What is required: Reproduce all of the data below without alteration; exclude every picture.

Information supplied:
# # # #
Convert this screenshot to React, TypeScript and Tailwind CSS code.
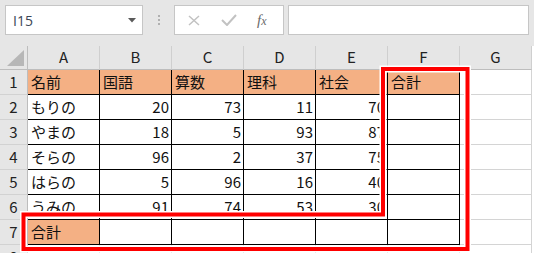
const COLS = ["A", "B", "C", "D", "E", "F", "G"];

type Cell = { v?: string; num?: boolean; fill?: boolean };

const ROWS: Cell[][] = [
  [
    { v: "名前", fill: true },
    { v: "国語", fill: true },
    { v: "算数", fill: true },
    { v: "理科", fill: true },
    { v: "社会", fill: true },
    { v: "合計", fill: true },
  ],
  ...[
    ["もりの", "20", "73", "11", "70"],
    ["やまの", "18", "5", "93", "87"],
    ["そらの", "96", "2", "37", "75"],
    ["はらの", "5", "96", "16", "40"],
    ["うみの", "91", "74", "53", "30"],
  ].map((r) => [{ v: r[0] }, ...r.slice(1).map((v) => ({ v, num: true })), {}]),
  [{ v: "合計", fill: true }, {}, {}, {}, {}, {}],
];

function Toolbar() {
  return (
    <div className="flex h-[46px] items-start bg-[#e6e6e6] pl-[5px] pt-[5px]">
      <div className="flex h-[30px] w-[138px] items-center justify-between border border-[#c6c6c6] bg-white pl-[7px] pr-[6px]">
        <span className="font-['Open_Sans',sans-serif] text-[14px] text-[#3b4656]">I15</span>
        <svg width="8" height="5" viewBox="0 0 8 5" aria-hidden>
          <path d="M0 0h8L4 4.5z" fill="#5a5a5a" />
        </svg>
      </div>
      <div className="flex h-[30px] w-[31px] flex-col items-center justify-center gap-[2px]">
        <span className="h-[2px] w-[2px] bg-[#b0b0b0]" />
        <span className="h-[2px] w-[2px] bg-[#b0b0b0]" />
        <span className="h-[2px] w-[2px] bg-[#b0b0b0]" />
      </div>
      <div className="flex h-[30px] w-[110px] items-center border border-[#c6c6c6] bg-white">
        <svg className="ml-[13px]" width="12" height="11" viewBox="0 0 12 11" aria-hidden>
          <path d="M1 1l10 9M11 1L1 10" stroke="#c2c2c2" strokeWidth="1.5" />
        </svg>
        <svg className="ml-[21px]" width="16" height="12" viewBox="0 0 16 12" aria-hidden>
          <path d="M1 6l5 5L15 1" stroke="#c2c2c2" strokeWidth="2" fill="none" />
        </svg>
        <span className="ml-[20px] font-['Liberation_Serif',serif] text-[15px] italic text-[#6a6a6a]">
          f<span className="text-[12px]">x</span>
        </span>
      </div>
      <div className="ml-[4px] h-[30px] w-[241px] border border-[#c6c6c6] bg-white" />
    </div>
  );
}

function Sheet() {
  return (
    <div className="grid grid-cols-[28px_repeat(7,72px)] font-['Noto_Sans_CJK_JP',sans-serif] text-[15px] text-[#111]">
      <div className="relative h-[24px] border-b border-r border-[#bdbdbd] bg-[#e6e6e6]">
        <svg className="absolute bottom-[3px] right-[3px]" width="17" height="16" viewBox="0 0 17 16" aria-hidden>
          <path d="M17 0v16H0z" fill="#b7b7b7" />
        </svg>
      </div>
      {COLS.map((c) => (
        <div
          key={c}
          className="flex h-[24px] items-center justify-center border-b border-r border-b-[#bdbdbd] border-r-[#cfcfcf] bg-[#e6e6e6] text-[15px] text-[#222]"
        >
          {c}
        </div>
      ))}
      {[...ROWS, []].map((row, ri) => (
        <div key={ri} className="contents">
          <div className="flex h-[25px] items-center justify-center border-b border-r border-b-[#d2d2d2] border-r-[#bdbdbd] bg-[#e6e6e6] text-[15px] text-[#222]">
            {ri + 1}
          </div>
          {COLS.map((c, ci) => {
            const cell = row[ci];
            const inTable = ri < 7 && ci < 6;
            return (
              <div
                key={c}
                className={
                  "flex h-[25px] items-center border-b border-r " +
                  (inTable ? "border-black " : "border-[#d4d4d4] ") +
                  (cell?.fill ? "bg-[#f4b084] " : "bg-white ") +
                  (cell?.num ? "justify-end pr-[2px]" : "pl-[3px]")
                }
              >
                {cell?.v}
              </div>
            );
          })}
        </div>
      ))}
    </div>
  );
}

export default function App() {
  return (
    <div className="relative h-[253px] w-[534px] overflow-hidden bg-white">
      <Toolbar />
      <Sheet />
      <svg className="pointer-events-none absolute inset-0" width="534" height="253" aria-hidden>
        <path
          d="M383 69H467.5V249H23.5V214.5H383Z"
          fill="none"
          stroke="#ffffff"
          strokeWidth="7"
        />
        <path
          d="M383 69H467.5V249H23.5V214.5H383Z"
          fill="none"
          stroke="#ff0000"
          strokeWidth="4"
        />
      </svg>
    </div>
  );
}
# # # #
Written solution:
Convert this screenshot to React, TypeScript and Tailwind CSS code.
const COLS = ["A", "B", "C", "D", "E", "F", "G"];

type Cell = { v?: string; num?: boolean; fill?: boolean };

const ROWS: Cell[][] = [
  [
    { v: "名前", fill: true },
    { v: "国語", fill: true },
    { v: "算数", fill: true },
    { v: "理科", fill: true },
    { v: "社会", fill: true },
    { v: "合計", fill: true },
  ],
  ...[
    ["もりの", "20", "73", "11", "70"],
    ["やまの", "18", "5", "93", "87"],
    ["そらの", "96", "2", "37", "75"],
    ["はらの", "5", "96", "16", "40"],
    ["うみの", "91", "74", "53", "30"],
  ].map((r) => [{ v: r[0] }, ...r.slice(1).map((v) => ({ v, num: true })), {}]),
  [{ v: "合計", fill: true }, {}, {}, {}, {}, {}],
];

function Toolbar() {
  return (
    <div className="flex h-[46px] items-start bg-[#e6e6e6] pl-[5px] pt-[5px]">
      <div className="flex h-[30px] w-[138px] items-center justify-between border border-[#c6c6c6] bg-white pl-[7px] pr-[6px]">
        <span className="font-['Open_Sans',sans-serif] text-[14px] text-[#3b4656]">I15</span>
        <svg width="8" height="5" viewBox="0 0 8 5" aria-hidden>
          <path d="M0 0h8L4 4.5z" fill="#5a5a5a" />
        </svg>
      </div>
      <div className="flex h-[30px] w-[31px] flex-col items-center justify-center gap-[2px]">
        <span className="h-[2px] w-[2px] bg-[#b0b0b0]" />
        <span className="h-[2px] w-[2px] bg-[#b0b0b0]" />
        <span className="h-[2px] w-[2px] bg-[#b0b0b0]" />
      </div>
      <div className="flex h-[30px] w-[110px] items-center border border-[#c6c6c6] bg-white">
        <svg className="ml-[13px]" width="12" height="11" viewBox="0 0 12 11" aria-hidden>
          <path d="M1 1l10 9M11 1L1 10" stroke="#c2c2c2" strokeWidth="1.5" />
        </svg>
        <svg className="ml-[21px]" width="16" height="12" viewBox="0 0 16 12" aria-hidden>
          <path d="M1 6l5 5L15 1" stroke="#c2c2c2" strokeWidth="2" fill="none" />
        </svg>
        <span className="ml-[20px] font-['Liberation_Serif',serif] text-[15px] italic text-[#6a6a6a]">
          f<span className="text-[12px]">x</span>
        </span>
      </div>
      <div className="ml-[4px] h-[30px] w-[241px] border border-[#c6c6c6] bg-white" />
    </div>
  );
}

function Sheet() {
  return (
    <div className="grid grid-cols-[28px_repeat(7,72px)] font-['Noto_Sans_CJK_JP',sans-serif] text-[15px] text-[#111]">
      <div className="relative h-[24px] border-b border-r border-[#bdbdbd] bg-[#e6e6e6]">
        <svg className="absolute bottom-[3px] right-[3px]" width="17" height="16" viewBox="0 0 17 16" aria-hidden>
          <path d="M17 0v16H0z" fill="#b7b7b7" />
        </svg>
      </div>
      {COLS.map((c) => (
        <div
          key={c}
          className="flex h-[24px] items-center justify-center border-b border-r border-b-[#bdbdbd] border-r-[#cfcfcf] bg-[#e6e6e6] text-[15px] text-[#222]"
        >
          {c}
        </div>
      ))}
      {[...ROWS, []].map((row, ri) => (
        <div key={ri} className="contents">
          <div className="flex h-[25px] items-center justify-center border-b border-r border-b-[#d2d2d2] border-r-[#bdbdbd] bg-[#e6e6e6] text-[15px] text-[#222]">
            {ri + 1}
          </div>
          {COLS.map((c, ci) => {
            const cell = row[ci];
            const inTable = ri < 7 && ci < 6;
            return (
              <div
                key={c}
                className={
                  "flex h-[25px] items-center border-b border-r " +
                  (inTable ? "border-black " : "border-[#d4d4d4] ") +
                  (cell?.fill ? "bg-[#f4b084] " : "bg-white ") +
                  (cell?.num ? "justify-end pr-[2px]" : "pl-[3px]")
                }
              >
                {cell?.v}
              </div>
            );
          })}
        </div>
      ))}
    </div>
  );
}

export default function App() {
  return (
    <div className="relative h-[253px] w-[534px] overflow-hidden bg-white">
      <Toolbar />
      <Sheet />
      <svg className="pointer-events-none absolute inset-0" width="534" height="253" aria-hidden>
        <path
          d="M383 69H467.5V249H23.5V214.5H383Z"
          fill="none"
          stroke="#ffffff"
          strokeWidth="7"
        />
        <path
          d="M383 69H467.5V249H23.5V214.5H383Z"
          fill="none"
          stroke="#ff0000"
          strokeWidth="4"
        />
      </svg>
    </div>
  );
}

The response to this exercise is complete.